Its first stage is from London Euston to Birmingham. The twin-track line follows a more southerly trajectory than the existing West Coast main line and Chilterns line, cutting through rural countryside to a new Interchange station in the West Midlands, adjacent to Birmingham airport, where the line splits.

The western leg (HS2W) runs to Crewe and Manchester. Some high-speed trains will then run on conventional lines onwards to Preston, Carlisle, Edinburgh and Glasgow.

Meanwhile the eastern leg (HS2E) was expected to continue to Nottingham, Sheffield and Leeds – relieving pressure on both the Midland main line (to and from London St Pancras) and the East Coast main line (serving London King's Cross), and connecting to the existing line to York and Newcastle.

It included a new hub for Nottingham and Derby at Toton, which HS2 said “will be one the best served stations on the high speed network”.

What has happened to HS2E?

It has been axed, with instead a spur planned from Interchange to East Midlands Parkway, where high-speed trains will run on existing tracks.

From London to Sheffield, the journey with HS2 was planned for 87 minutes, saving 27 per cent on the current journey time of almost two hours. The prime minister insists precisely this time will be achieved.

Currently fast trains from East Midlands Parkway to Sheffield – a distance of 44 miles – are scheduled to take 40 minutes.

The link from London to Leeds via HS2E was scheduled to take 81 minutes, saving 39 per cent on the current journey time of 133 minutes.

Mr Johnson said: “We’ll look at how to get HS2 to Leeds too, with a new study on the best way to make it happen.”

Between Birmingham and Leeds the saving was promised to be even more – cutting the current 117-minute journey to just 46 minutes, saving 61 per cent.

What about HS3?

This was the proposed high-speed link across the Pennines between Manchester and Leeds – known fairly interchangeably as HS3 and Northern Powerhouse Rail.

The core line and additional projects would vastly increase capacity and speed on the trans-Pennine links from the Mersey to the Humber and the Tyne.

The 2019 Conservative manifesto promised: “We will build Northern Powerhouse Rail between Leeds and Manchester and then focus on Liverpool, Tees Valley, Hull, Sheffield and Newcastle.“

Journey times as short as 20 minutes have been floated between Leeds and Manchester, two of the biggest cities in northern England, compared with the current fastest trip of 50 minutes.

In July 2019, Boris Johnson pledged: “I want to be the prime minister who does, with Northern Powerhouse Rail, what we did for Crossrail in London.”

This is a reference to the £19bn rail link across the capital that connects Reading and Heathrow with south Essex and southeast London, though not at high speed.

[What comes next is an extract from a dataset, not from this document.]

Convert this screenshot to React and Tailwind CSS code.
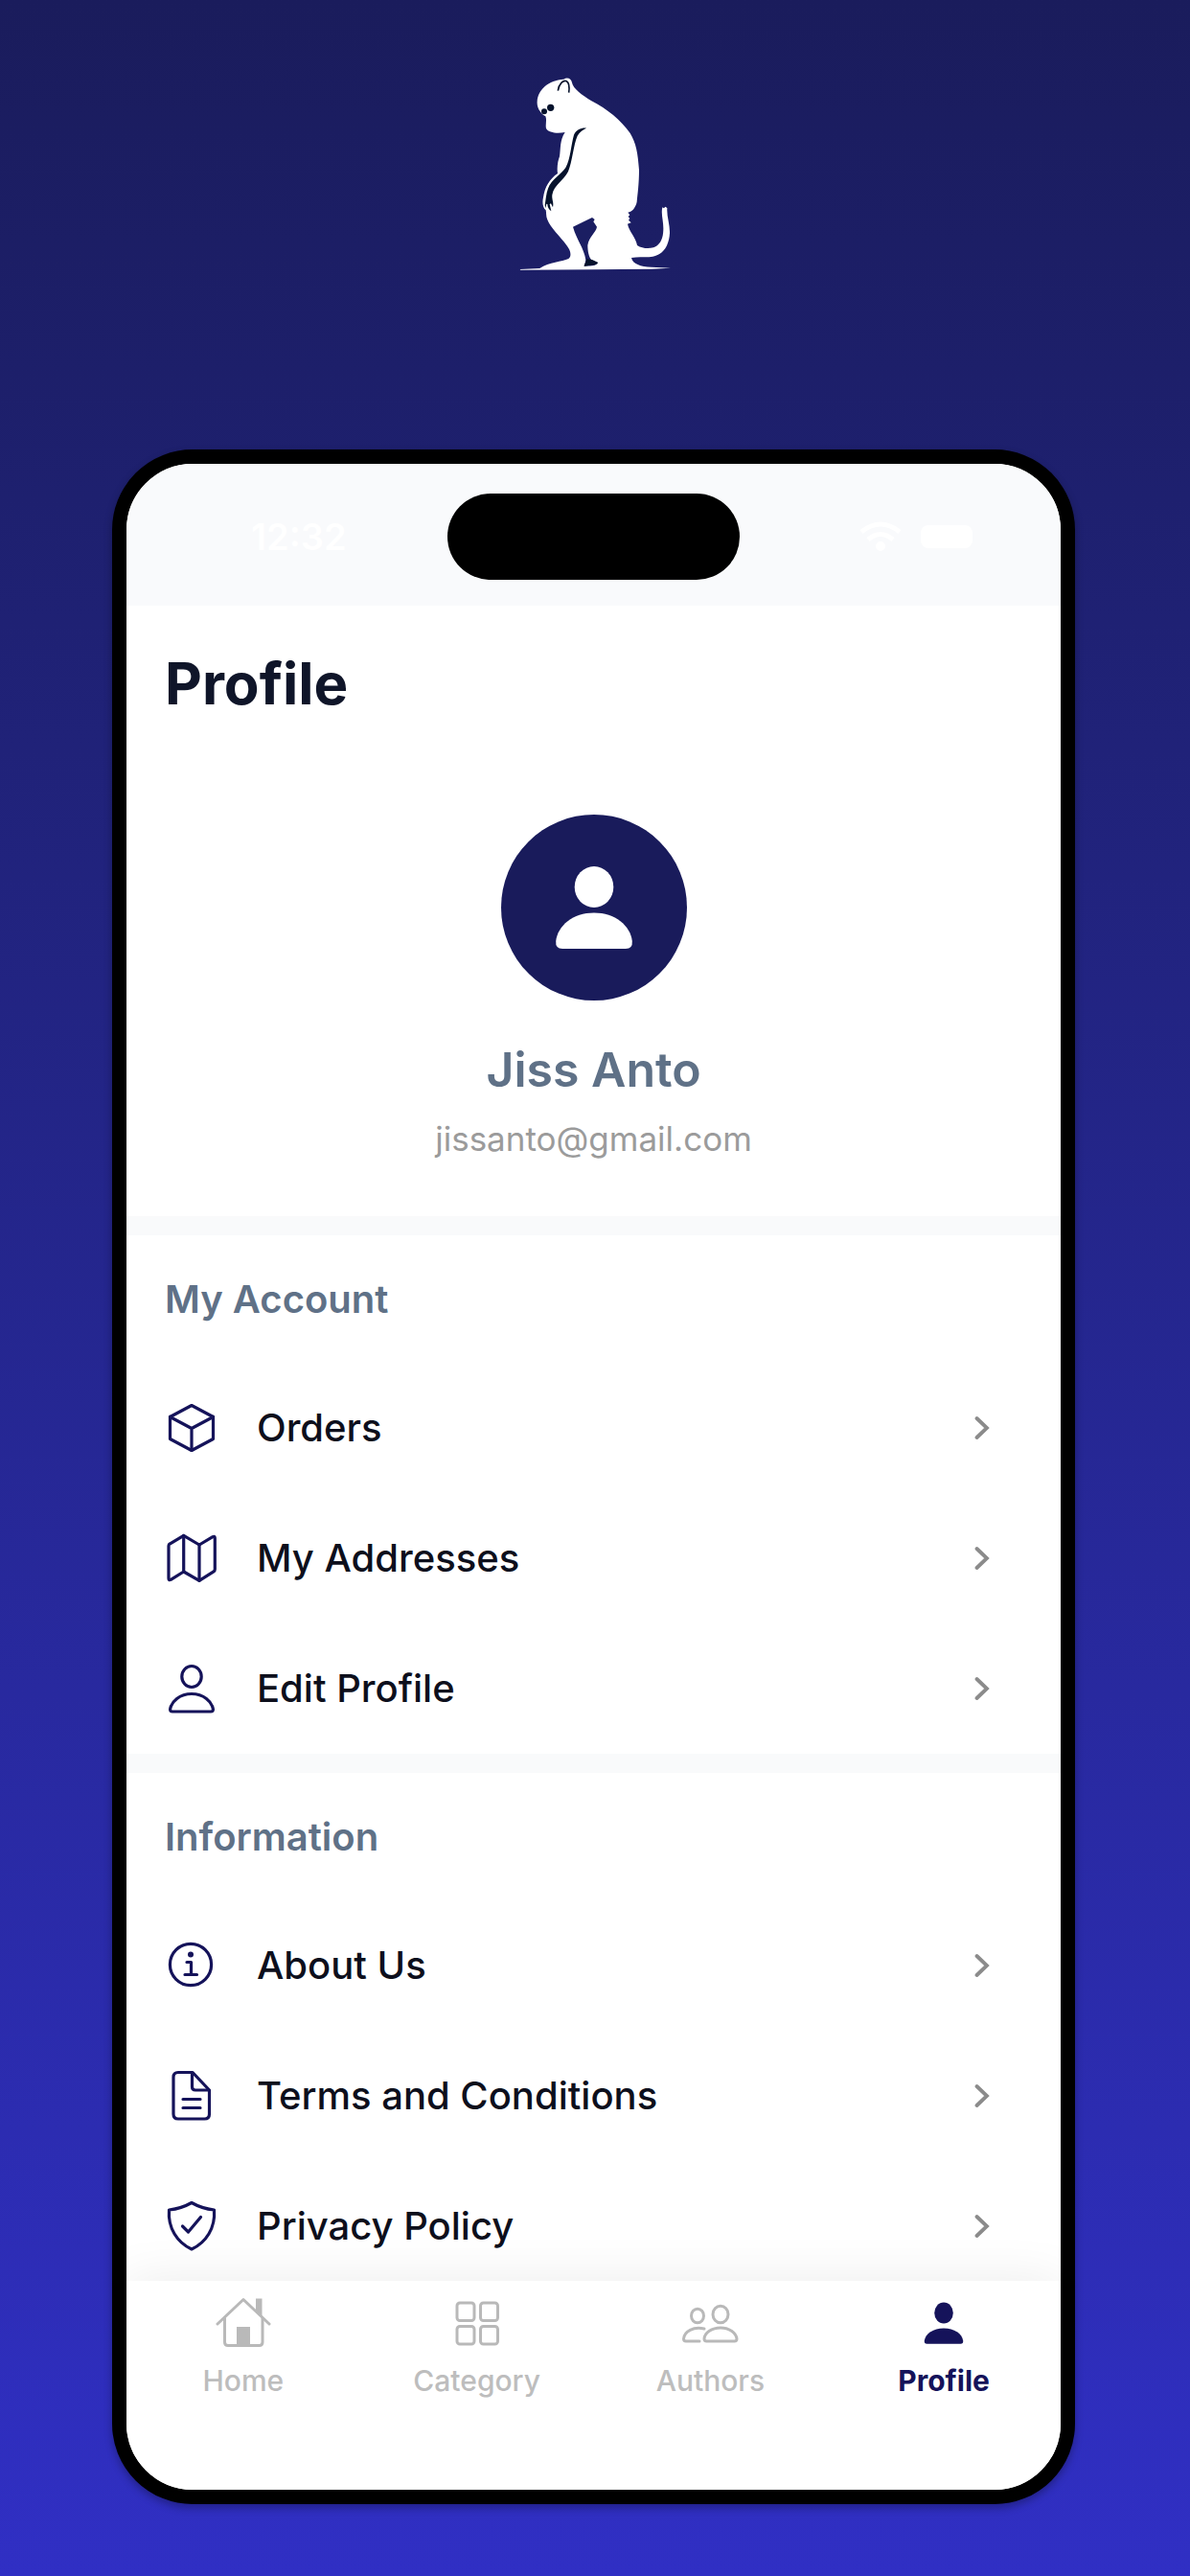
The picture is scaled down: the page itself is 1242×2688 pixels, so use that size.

It is currently running four years late and well over budget.

“Today I am going to deliver on my commitment to that vision with a pledge to fund the Leeds to Manchester route,” Mr Johnson continued.

“It’s going to be up to local people to decide what comes next. As far as I’m concerned that’s just the beginning to our commitments and our investments. We want to see this whole thing done.

“I’ve asked officials to accelerate their work on these plans so that we are ready to do a deal in the autumn.

“Feel free to applaud.”

So that’s all clear, then. When can I step aboard?

The first passenger HS2 trains may run between London and Birmingham in 2029 – though probably from a suburban station in west London, Old Oak Common, as the intended hub, Euston, will not be ready. The links to Crewe and Manchester will follow in the 2030s.

It is now clear, though, that Northern Powerhouse Rail, along with most of the eastern leg of HS2, has been scrapped.

As The Independent reported, it will be replaced by some small-scale improvements.

But I read that rail travellers should rejoice?

The government says: “Faster train journeys will be delivered up to 10 years sooner under the government’s new Integrated Rail Plan (IRP), with biggest ever £96bn investment in the rail network.

“From London and across the Pennines, the IRP delivers journey times which are the same as, similar to or faster than the original HS2 and Leeds-Manchester proposals, while doubling or trebling capacity and ensuring passengers and consumers benefit from tangible changes more quickly.”

Ministers say the new plan is “delivering the same ambition for better value for money for the British taxpayer”.

Do rail experts agree?

No. Nigel Harris, editor of Rail magazine and the foremost commentator on the railway industry, told The Independent: “If you don’t do HS2E there’s almost no point in doing HS2W if all it is to be is a bypass for the West Coast main line.

“The biggest benefits will have been sacrificed in the name of political spinelessness and chronic Treasury short termism: knowing the cost of everything and the value of nothing.”

Lilian Greenwood, the Labour MP who is the former chair of the Transport Select Committee, said: “If ‘HS2 trains will instead be directed on to existing track for much of the journey to Yorkshire’, then surely instead of adding loads of new capacity, it will make things worse rather than better?”

Surely speed isn’t everything?

Correct. The aim of HS2 is to relieve the capacity crunch on the Victorian rail network, by moving inter-city services off the creaking 19th-century infrastructure. Speed is just a welcome by-product. Removing passenger expresses will dramatically increase options for local and regional trains, as well as freight – with people and goods coaxed from road to rail.

Almost halving the journey time between London and Birmingham to 45 minutes is a bonus; a completely new line in a highly congested nation might as well be designed to operate at 225mph to match the best in Continental Europe.